When the COVID-19 pandemic changed the way we do business, technology opportunities shifted from Silicon Valley to Main Street. Nevertheless, many Black tech professionals — especially those in the Midwest — weren’t afforded the same opportunities as their colleagues. However, the Midwest Tech Project — based in Grand Rapids, MI — hopes to change all of that.

“The Midwest has had to overcome a lot of adversity due to it being in the heart of the Rust Belt,” said co-founder Jonathan Jelks, exclusively. “As industry moved out, technology moved in — and it’s a question of whether these big tech companies can see that.”

“Careers in technology don’t just involve engineering and coding,” agreed co-founder AJ Hills IV. “They involve everything from cybersecurity to front-end and back-end development, even e-commerce, and social media management. The point of our company is to allow Black men and women to see that there are many, many ways to transition into a full-time technology career.”

Together with their partner Willie “Willie The Kid” Jackson, The Midwest Tech Project has built a business portfolio that is helping the small business ecosystem in West Michigan grow.

For his part, Hills is a City of Grand Rapids Business Developer that oversees the City’s Equal Business Opportunity Program and Micro Local Business Enterprise certification with a focus on increasing business equity in West Michigan. He’s used this position as an opportunity to connect Black Midwestern professionals with the opportunities they deserve.

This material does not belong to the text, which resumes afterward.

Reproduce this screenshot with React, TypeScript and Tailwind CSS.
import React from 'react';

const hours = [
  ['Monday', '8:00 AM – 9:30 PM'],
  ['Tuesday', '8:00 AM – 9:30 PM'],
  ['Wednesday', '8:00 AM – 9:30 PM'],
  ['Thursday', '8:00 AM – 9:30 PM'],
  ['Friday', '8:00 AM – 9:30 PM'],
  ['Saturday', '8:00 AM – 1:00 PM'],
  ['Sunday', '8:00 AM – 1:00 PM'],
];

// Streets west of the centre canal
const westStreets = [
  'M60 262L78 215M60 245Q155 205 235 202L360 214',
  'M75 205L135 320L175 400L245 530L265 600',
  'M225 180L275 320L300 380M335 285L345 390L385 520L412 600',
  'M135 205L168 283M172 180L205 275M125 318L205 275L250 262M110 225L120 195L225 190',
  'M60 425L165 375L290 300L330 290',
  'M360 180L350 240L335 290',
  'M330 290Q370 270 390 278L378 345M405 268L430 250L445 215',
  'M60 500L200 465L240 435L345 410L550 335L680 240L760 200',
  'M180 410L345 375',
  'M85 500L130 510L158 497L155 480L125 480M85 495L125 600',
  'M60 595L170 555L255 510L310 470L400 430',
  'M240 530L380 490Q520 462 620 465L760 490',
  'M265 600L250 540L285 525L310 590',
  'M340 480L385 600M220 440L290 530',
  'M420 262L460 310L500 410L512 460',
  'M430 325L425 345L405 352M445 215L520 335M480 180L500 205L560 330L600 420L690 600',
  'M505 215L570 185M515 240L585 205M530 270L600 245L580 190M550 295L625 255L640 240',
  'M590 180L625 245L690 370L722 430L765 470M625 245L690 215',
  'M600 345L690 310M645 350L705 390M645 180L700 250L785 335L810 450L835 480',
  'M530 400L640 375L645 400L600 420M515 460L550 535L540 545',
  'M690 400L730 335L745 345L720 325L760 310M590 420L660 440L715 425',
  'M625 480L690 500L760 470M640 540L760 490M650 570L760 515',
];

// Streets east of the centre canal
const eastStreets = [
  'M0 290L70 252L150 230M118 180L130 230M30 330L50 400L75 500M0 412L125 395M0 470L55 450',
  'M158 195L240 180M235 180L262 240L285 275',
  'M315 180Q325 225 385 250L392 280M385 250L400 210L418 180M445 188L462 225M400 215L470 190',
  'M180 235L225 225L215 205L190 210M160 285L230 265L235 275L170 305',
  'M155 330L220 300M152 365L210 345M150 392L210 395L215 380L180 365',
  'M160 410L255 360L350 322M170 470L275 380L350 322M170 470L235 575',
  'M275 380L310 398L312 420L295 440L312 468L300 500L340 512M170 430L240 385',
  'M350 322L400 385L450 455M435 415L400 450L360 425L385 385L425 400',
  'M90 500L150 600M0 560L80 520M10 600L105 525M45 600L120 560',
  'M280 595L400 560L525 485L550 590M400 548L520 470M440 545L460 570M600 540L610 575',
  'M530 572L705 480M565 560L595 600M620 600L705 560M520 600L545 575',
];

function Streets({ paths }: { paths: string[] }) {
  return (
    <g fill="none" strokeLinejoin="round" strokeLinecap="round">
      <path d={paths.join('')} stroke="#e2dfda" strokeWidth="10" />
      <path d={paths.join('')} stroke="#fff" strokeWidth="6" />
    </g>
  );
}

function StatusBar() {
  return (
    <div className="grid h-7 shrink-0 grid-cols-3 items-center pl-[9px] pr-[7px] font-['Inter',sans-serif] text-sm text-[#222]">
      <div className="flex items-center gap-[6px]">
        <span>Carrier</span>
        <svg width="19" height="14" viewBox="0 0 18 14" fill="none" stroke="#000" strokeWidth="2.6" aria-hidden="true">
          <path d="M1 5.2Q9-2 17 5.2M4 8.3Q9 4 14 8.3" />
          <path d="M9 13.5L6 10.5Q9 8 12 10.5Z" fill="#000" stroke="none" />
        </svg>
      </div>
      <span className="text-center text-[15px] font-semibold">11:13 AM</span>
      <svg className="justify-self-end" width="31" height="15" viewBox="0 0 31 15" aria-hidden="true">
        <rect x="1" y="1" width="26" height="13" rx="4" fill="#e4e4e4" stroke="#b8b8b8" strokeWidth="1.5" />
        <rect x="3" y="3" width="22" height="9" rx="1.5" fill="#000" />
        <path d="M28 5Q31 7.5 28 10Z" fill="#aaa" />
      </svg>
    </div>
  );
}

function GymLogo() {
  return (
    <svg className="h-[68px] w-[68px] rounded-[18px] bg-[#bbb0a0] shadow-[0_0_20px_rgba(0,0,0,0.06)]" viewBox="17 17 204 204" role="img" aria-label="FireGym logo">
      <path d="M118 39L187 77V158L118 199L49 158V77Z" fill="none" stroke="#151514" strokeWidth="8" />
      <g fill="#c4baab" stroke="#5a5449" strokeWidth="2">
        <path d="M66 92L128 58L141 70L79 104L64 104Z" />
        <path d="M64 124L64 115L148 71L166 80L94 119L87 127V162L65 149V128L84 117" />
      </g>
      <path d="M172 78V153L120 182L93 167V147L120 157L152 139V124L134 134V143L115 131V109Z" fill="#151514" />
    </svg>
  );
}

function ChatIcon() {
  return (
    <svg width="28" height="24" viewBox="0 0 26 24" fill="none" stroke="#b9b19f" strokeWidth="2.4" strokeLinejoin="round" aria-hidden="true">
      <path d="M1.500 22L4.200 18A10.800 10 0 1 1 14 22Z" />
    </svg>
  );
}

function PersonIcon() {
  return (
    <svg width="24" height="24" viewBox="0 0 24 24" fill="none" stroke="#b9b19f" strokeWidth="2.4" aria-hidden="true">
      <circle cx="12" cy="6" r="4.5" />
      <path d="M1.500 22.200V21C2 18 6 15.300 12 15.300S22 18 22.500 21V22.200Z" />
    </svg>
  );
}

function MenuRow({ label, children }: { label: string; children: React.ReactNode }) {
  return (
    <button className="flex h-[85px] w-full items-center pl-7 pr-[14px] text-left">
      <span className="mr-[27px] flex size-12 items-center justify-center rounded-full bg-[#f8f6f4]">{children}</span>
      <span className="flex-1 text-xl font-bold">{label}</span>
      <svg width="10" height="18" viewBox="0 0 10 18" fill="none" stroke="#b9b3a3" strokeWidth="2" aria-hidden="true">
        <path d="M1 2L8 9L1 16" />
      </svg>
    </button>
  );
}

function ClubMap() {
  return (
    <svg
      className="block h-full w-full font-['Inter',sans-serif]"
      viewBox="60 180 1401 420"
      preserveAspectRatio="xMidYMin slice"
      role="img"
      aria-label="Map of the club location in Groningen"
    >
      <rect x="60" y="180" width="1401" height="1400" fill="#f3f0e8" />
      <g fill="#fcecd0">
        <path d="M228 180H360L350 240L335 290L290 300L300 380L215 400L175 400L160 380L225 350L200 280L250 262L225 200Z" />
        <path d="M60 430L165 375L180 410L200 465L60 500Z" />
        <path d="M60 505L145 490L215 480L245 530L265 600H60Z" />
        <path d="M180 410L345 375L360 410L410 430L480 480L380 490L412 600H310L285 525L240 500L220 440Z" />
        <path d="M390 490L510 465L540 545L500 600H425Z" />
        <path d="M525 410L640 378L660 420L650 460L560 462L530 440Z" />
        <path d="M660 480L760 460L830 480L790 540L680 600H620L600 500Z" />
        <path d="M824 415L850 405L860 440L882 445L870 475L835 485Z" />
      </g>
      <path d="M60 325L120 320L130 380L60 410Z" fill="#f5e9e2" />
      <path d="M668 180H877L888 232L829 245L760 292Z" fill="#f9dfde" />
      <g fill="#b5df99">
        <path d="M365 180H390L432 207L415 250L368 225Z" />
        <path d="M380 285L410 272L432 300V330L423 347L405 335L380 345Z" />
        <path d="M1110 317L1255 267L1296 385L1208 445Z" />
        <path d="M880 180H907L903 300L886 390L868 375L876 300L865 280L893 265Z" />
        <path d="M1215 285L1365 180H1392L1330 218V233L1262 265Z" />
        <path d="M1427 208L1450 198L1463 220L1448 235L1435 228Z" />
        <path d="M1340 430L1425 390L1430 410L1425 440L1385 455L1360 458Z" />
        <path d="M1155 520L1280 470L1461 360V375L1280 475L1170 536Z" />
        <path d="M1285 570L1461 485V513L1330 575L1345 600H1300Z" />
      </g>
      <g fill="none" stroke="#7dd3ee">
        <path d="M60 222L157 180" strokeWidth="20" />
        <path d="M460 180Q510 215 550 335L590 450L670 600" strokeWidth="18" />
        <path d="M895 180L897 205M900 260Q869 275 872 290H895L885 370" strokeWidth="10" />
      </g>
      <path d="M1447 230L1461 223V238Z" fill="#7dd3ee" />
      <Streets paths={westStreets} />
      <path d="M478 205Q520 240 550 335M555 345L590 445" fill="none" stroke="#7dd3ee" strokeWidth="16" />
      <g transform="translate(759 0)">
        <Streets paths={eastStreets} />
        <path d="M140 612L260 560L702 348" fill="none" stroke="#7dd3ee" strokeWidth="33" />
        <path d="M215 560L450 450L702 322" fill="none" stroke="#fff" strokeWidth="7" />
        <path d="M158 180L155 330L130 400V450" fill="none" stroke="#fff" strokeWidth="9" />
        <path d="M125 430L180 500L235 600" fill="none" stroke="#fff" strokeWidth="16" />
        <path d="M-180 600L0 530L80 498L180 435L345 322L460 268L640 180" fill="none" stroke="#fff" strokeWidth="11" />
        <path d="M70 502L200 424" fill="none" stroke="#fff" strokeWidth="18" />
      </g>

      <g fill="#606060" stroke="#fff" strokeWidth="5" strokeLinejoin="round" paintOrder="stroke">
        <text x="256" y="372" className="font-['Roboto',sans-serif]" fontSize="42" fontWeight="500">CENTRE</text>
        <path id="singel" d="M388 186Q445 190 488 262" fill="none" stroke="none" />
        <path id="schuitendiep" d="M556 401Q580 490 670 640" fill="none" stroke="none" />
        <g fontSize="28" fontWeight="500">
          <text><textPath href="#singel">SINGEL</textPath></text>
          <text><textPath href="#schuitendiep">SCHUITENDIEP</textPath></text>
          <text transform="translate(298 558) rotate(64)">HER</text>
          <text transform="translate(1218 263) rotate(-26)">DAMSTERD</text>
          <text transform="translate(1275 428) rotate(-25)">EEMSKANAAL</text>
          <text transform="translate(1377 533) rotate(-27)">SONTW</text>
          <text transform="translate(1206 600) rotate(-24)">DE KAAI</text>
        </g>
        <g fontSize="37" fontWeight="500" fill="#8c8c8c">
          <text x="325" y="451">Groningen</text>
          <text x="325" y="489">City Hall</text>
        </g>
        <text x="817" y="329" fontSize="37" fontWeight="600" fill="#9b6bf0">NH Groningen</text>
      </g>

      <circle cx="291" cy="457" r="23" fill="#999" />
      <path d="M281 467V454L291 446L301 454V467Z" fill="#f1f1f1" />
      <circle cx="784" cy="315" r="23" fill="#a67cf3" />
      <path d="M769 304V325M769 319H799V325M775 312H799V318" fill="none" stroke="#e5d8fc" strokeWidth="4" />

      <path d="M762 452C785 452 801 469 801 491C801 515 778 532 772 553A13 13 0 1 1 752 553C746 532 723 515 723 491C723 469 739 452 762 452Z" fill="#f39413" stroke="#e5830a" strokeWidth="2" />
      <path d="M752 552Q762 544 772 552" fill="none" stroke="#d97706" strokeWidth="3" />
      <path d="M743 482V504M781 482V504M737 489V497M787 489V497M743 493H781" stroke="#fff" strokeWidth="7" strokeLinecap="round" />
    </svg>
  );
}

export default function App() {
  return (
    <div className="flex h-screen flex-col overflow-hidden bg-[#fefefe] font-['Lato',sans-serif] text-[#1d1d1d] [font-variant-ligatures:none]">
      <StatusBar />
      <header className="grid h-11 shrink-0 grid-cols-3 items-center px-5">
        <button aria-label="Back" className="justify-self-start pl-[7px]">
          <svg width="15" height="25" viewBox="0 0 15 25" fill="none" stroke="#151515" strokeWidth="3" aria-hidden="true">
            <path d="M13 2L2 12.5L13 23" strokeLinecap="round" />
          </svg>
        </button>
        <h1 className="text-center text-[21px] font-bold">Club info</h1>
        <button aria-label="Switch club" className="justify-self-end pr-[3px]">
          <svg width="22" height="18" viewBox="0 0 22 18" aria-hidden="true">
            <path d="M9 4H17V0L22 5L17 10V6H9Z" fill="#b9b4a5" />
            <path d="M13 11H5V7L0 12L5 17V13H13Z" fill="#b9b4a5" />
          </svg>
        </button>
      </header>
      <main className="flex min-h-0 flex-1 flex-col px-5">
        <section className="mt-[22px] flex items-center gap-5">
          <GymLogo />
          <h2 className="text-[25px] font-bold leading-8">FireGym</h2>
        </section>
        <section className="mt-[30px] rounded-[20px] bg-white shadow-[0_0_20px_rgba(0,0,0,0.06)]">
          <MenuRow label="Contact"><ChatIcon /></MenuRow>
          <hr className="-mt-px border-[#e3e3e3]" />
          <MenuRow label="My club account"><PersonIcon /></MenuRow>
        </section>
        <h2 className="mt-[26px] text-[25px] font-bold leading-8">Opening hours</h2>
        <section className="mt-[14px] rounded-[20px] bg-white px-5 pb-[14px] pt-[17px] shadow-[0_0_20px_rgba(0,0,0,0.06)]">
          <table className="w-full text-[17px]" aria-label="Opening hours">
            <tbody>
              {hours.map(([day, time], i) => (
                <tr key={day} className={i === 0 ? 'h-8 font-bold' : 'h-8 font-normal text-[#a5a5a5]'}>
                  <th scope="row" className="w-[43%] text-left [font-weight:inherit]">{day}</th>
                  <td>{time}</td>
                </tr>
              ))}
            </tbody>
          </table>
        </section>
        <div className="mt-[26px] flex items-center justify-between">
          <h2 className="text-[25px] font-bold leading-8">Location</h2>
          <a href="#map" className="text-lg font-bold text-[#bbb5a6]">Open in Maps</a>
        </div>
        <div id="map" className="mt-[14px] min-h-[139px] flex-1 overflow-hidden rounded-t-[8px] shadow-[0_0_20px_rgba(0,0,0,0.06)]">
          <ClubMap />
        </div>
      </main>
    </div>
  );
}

“We try to go for the low-hanging fruit first,” Hills said. “We have events where companies — like Google, like Microsoft, like all the big tech companies — to come in and talk to the community. The community then gets an opportunity to see what they want — what they’re looking for — and even, sometimes, to offer them jobs, which is of course the ultimate goal. The job, really, of the Midwest Tech Project is to democratize the information available to tech professionals, and to create partnerships that are within our own ecosystem.”

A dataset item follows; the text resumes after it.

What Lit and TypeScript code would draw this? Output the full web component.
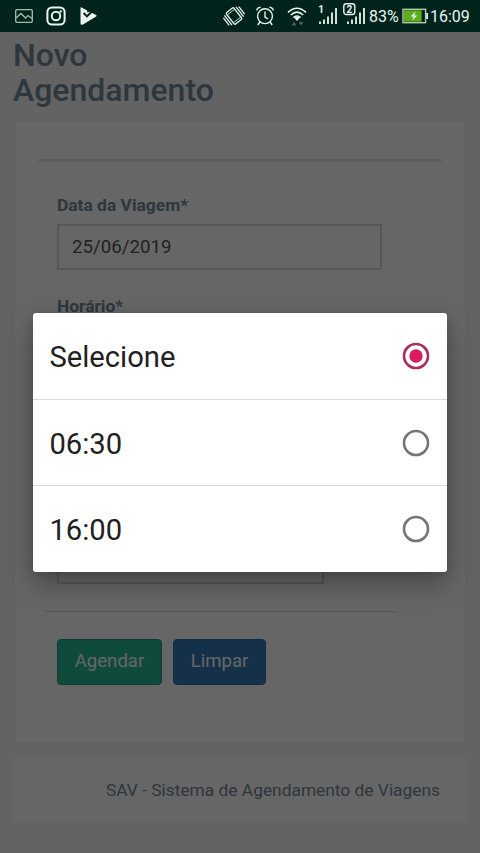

However, the founders of the company don’t want to just focus their efforts on technology. Like many young professionals today, they’re serial entrepreneurs. Hills works with his wife on real estate investments and a non-profit organization; Jackson & Jelks are owners of a new music discovery streaming platform called radi8er and executive producers on an upcoming documentary, “I Too Sing America: Langston Hughes Unfurled,” — a biopic of the great Harlem Renaissance poet & playwright.

Their diverse interests don’t keep them from pushing the Midwest Tech Project forward in other ways, though. They’ve even found a way to help the formerly incarcerated: TechX, which is also under the Midwest Tech Project’s umbrella.

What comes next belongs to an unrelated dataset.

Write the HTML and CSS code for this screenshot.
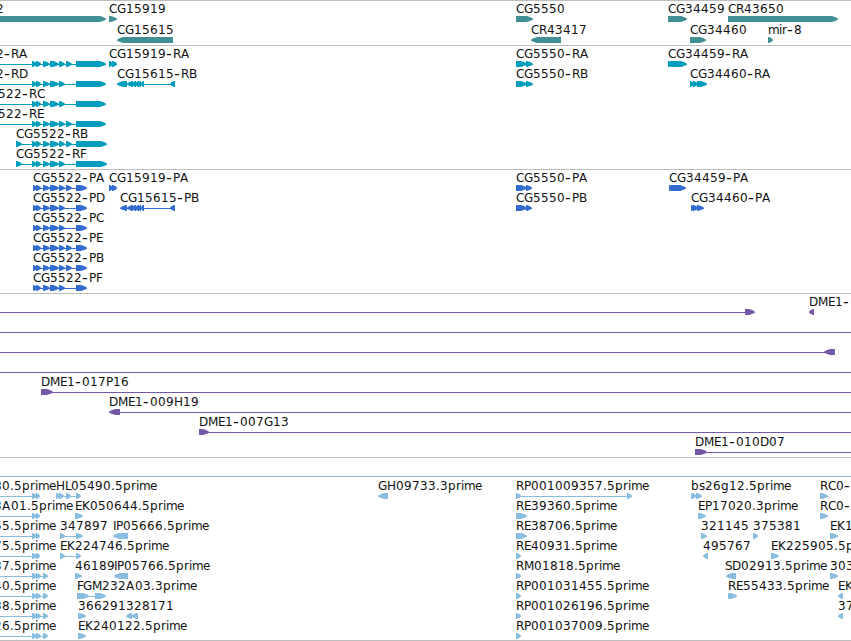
FILE: index.html
```
<!DOCTYPE html>
<html lang="en">
<head>
    <meta charset="UTF-8">
    <meta name="viewport" content="width=device-width, initial-scale=1.0">
    <title>Genome Browser</title>
    <link rel="stylesheet" href="styles.css">
</head>
<body>
    <div class="browser">
        <svg class="track genes" id="genes"></svg>
        <svg class="track transcripts" id="transcripts"></svg>
        <svg class="track proteins" id="proteins"></svg>
        <svg class="track bacs" id="bacs"></svg>
        <svg class="track ests" id="ests"></svg>
    </div>
    <script src="tracks.js"></script>
</body>
</html>
```
FILE: styles.css
```
html, body {
    margin: 0;
    padding: 0;
    background: white;
    overflow: hidden;
}
.browser {
    display: flex;
    flex-direction: column;
    width: 851px;
    height: 641px;
    box-sizing: border-box;
    border-bottom: 1px solid #bebebe;
    overflow: hidden;
}
.track {
    display: block;
    box-sizing: border-box;
    width: 851px;
    flex: none;
    border-top: 1px solid #bebebe;
    overflow: hidden;
}
.track text {
    font-family: "DejaVu Sans", sans-serif;
    font-size: 12px;
    fill: #111;
}
.track .dash {
    font-size: 16px;
}
.track rect {
    shape-rendering: crispEdges;
}
.genes {
    height: 45px;
    fill: #408f94;
}
.transcripts {
    height: 124px;
    fill: #009dbd;
}
.proteins {
    height: 124px;
    fill: #326ccf;
}
.bacs {
    height: 164px;
    fill: #7658a9;
}
.ests {
    height: 183px;
    fill: #88bddf;
}
```
FILE: tracks.js
```
// horizontal advance of each label character, in pixels
const advance = {
    A: 9, C: 8, D: 9, E: 7, F: 6, G: 9, H: 9, I: 3, K: 8, L: 6, M: 10, P: 7, R: 8, S: 7,
    b: 8, e: 8, g: 8, i: 3, m: 11, p: 8, r: 5, s: 6, "-": 7, ".": 4
};

const utr = [[32, 37], [36, 41], [43, 50], [50, 59], [59, 65]];
const cds = [[33, 37], [36, 41], [43, 50], [50, 59], [59, 65]];
const extra = [[66, 72]];
const est2 = [[-9, -4], [32, 37], [36, 40]];
const est3 = [[-9, -4], [32, 37], [36, 41], [43, 48]];

// feature: [label, label x, exons, strand]
const tracks = {
    genes: { first: 18, step: 21, rows: [
        [["2", -4, [[-20, 106]]], ["CG15919", 109, [[109, 117]]], ["CG5550", 516, [[516, 533]]],
         ["CG34459", 668, [[668, 687]]], ["CR43650", 728, [[728, 838]]]],
        [["CG15615", 117, [[117, 173]], -1], ["CR43417", 531, [[531, 561]], -1],
         ["CG34460", 690, [[690, 706]]], ["mir-8", 768, [[768, 773]]]]
    ]},
    transcripts: { first: 18, step: 20, rows: [
        [["2-RA", -4, [[-9, -4], ...utr, ...extra, [76, 106]]], ["CG15919-RA", 109, [[109, 113], [112, 117]]],
         ["CG5550-RA", 516, [[516, 527], [526, 533]]], ["CG34459-RA", 668, [[668, 671], [670, 687]]]],
        [["2-RD", -4, [[-9, -4], ...utr, [76, 106]]],
         ["CG15615-RB", 117, [[117, 127], [127, 133], [132, 136], [135, 139], [138, 141], [141, 144], [170, 175]], -1],
         ["CG5550-RB", 516, [[516, 527], [526, 533]]], ["CG34460-RA", 690, [[690, 694], [693, 698], [697, 707]]]],
        [["522-RC", -2, [[-9, -4], ...utr, [76, 106]]]],
        [["522-RE", -2, [[-9, -4], ...utr, ...extra, [76, 106]]]],
        [["CG5522-RB", 16, [[16, 22], ...utr, ...extra, [76, 107]]]],
        [["CG5522-RF", 16, [[16, 22], ...utr, [76, 107]]]]
    ]},
    proteins: { first: 18, step: 20, rows: [
        [["CG5522-PA", 33, [...cds, ...extra, [76, 87]]], ["CG15919-PA", 109, [[109, 113], [112, 117]]],
         ["CG5550-PA", 516, [[516, 527], [526, 532]]], ["CG34459-PA", 669, [[669, 672], [671, 686]]]],
        [["CG5522-PD", 33, [...cds, [76, 87]]],
         ["CG15615-PB", 120, [[120, 127], [127, 133], [132, 136], [135, 139], [138, 141], [141, 144], [170, 175]], -1],
         ["CG5550-PB", 516, [[516, 527], [526, 532]]], ["CG34460-PA", 691, [[691, 694], [693, 698], [697, 704]]]],
        [["CG5522-PC", 33, [...cds, [76, 87]]]],
        [["CG5522-PE", 33, [...cds, ...extra, [76, 87]]]],
        [["CG5522-PB", 33, [...cds, ...extra, [76, 87]]]],
        [["CG5522-PF", 33, [...cds, [76, 87]]]]
    ]},
    bacs: { first: 18, step: 20, rows: [
        [["", 0, [[-20, -10], [745, 755]]], ["DME1-", 809, [[809, 814]], -1]],
        [["", 0, [[-20, -10], [870, 880]]]],
        [["", 0, [[-20, -10], [824, 835]], -1]],
        [["", 0, [[-20, -10], [870, 880]]]],
        [["DME1-017P16", 41, [[41, 53], [870, 880]]]],
        [["DME1-009H19", 109, [[109, 120], [870, 880]], -1]],
        [["DME1-007G13", 199, [[199, 209], [870, 880]]]],
        [["DME1-010D07", 695, [[695, 707], [870, 880]]]]
    ]},
    ests: { first: 18, step: 20, rows: [
        [["", 0, [[-20, -10], [870, 880]]]],
        [["80.5prime", -6, est2], ["HL05490.5prime", 56, [[56, 60], [59, 64], [66, 71], [76, 81]]],
         ["GH09733.3prime", 378, [[378, 388]], -1], ["RP001009357.5prime", 516, [[516, 521], [627, 632]]],
         ["bs26g12.5prime", 691, [[691, 697], [696, 702]]], ["RC0-", 820, [[820, 828]]]],
        [["3A01.5prime", -6, est2], ["EK050644.5prime", 75, [[75, 83]]], ["RE39360.5prime", 516, [[516, 527]]],
         ["EP17020.3prime", 698, [[698, 706]]], ["RC0-", 820, [[820, 828]]]],
        [["55.5prime", -6, est2], ["347897", 60, [[60, 65], [76, 83]]], ["IP05666.5prime", 113, [[113, 128]], -1],
         ["RE38706.5prime", 516, [[516, 527]]], ["321145", 701, [[701, 707]]], ["375381", 753, [[753, 758]]],
         ["EK1", 830, [[830, 838]]]],
        [["75.5prime", -6, est2], ["EK224746.5prime", 60, [[60, 65], [76, 81]]], ["RE40931.5prime", 516, [[516, 521]]],
         ["495767", 703, [[703, 708]], -1], ["EK225905.5p", 771, [[771, 779]]]],
        [["37.5prime", -6, est3], ["46189", 75, [[75, 82]]], ["IP05766.5prime", 114, [[114, 128]], -1],
         ["RM01818.5prime", 516, [[516, 521]]], ["SD02913.5prime", 725, [[726, 736]], -1], ["303", 830, [[830, 838]]]],
        [["40.5prime", -6, est3], ["FGM232A03.3prime", 77, [[77, 89], [95, 106]]], ["RP001031455.5prime", 516, [[516, 521]]],
         ["RE55433.5prime", 728, [[728, 737]]], ["EK", 838, [[838, 843]], -1]],
        [["38.5prime", -6, est3], ["366291", 78, [[78, 86]]], ["328171", 126, [[126, 132], [131, 138]], -1],
         ["RP001026196.5prime", 516, [[516, 521]]], ["37", 838, [[838, 843]], -1]],
        [["26.5prime", -6, est3], ["EK240122.5prime", 78, [[78, 86]]], ["RP001037009.5prime", 516, [[516, 521]]]]
    ]}
};

function drawLabel(label, x, y) {
    let spans = "";
    for (const ch of label) {
        if (ch === "-") {
            spans += `<tspan class="dash" x="${x}" y="${y + 1}">-</tspan>`;
        } else {
            spans += `<tspan x="${x}" y="${y}">${ch}</tspan>`;
        }
        x += advance[ch] || 8;
    }
    return `<text>${spans}</text>`;
}

function drawExon(start, end, y, strand) {
    const head = Math.min(6, end - start - 1);
    const top = y - 3, bottom = y + 3;
    // d points from the tip back into the body
    const tip = strand < 0 ? start : end;
    const tail = strand < 0 ? end : start;
    const d = strand < 0 ? 1 : -1;
    const neck = tip + d * head, bend = tip + d * head * 0.4;
    return `<polygon points="${tail},${top} ${neck},${top} ${bend},${y - 1.8} ${tip},${y - 0.3} ${tip},${y + 0.7} ${bend},${y + 1.8} ${neck},${bottom} ${tail},${bottom}"/>`;
}

for (const id in tracks) {
    const track = tracks[id];
    let svg = "";
    track.rows.forEach((row, i) => {
        const y = track.first + i * track.step;
        for (const [label, x, exons, strand = 1] of row) {
            const start = exons[0][0], end = exons[exons.length - 1][1];
            if (exons.length > 1) {
                svg += `<rect x="${start + 1}" y="${y}" width="${end - start - 2}" height="1"/>`;
            }
            svg += exons.map(([a, b]) => drawExon(a, b, y, strand)).join("");
            if (label) svg += drawLabel(label, x, y - 6);
        }
    });
    document.getElementById(id).innerHTML = svg;
}
```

“This is the program that allows us to help Black men and women that are coming out of prison to obtain, and keep, gainful employment,” said Jelks. “When we think of strategies that can reduce recidivism rates while offering viable employment opportunities to a forgotten community, tech is the great equalizer. There aren’t many candidates who can fit the culture of technology and possess the resiliency necessary to thrive than those returning home seeking to start a new chapter.”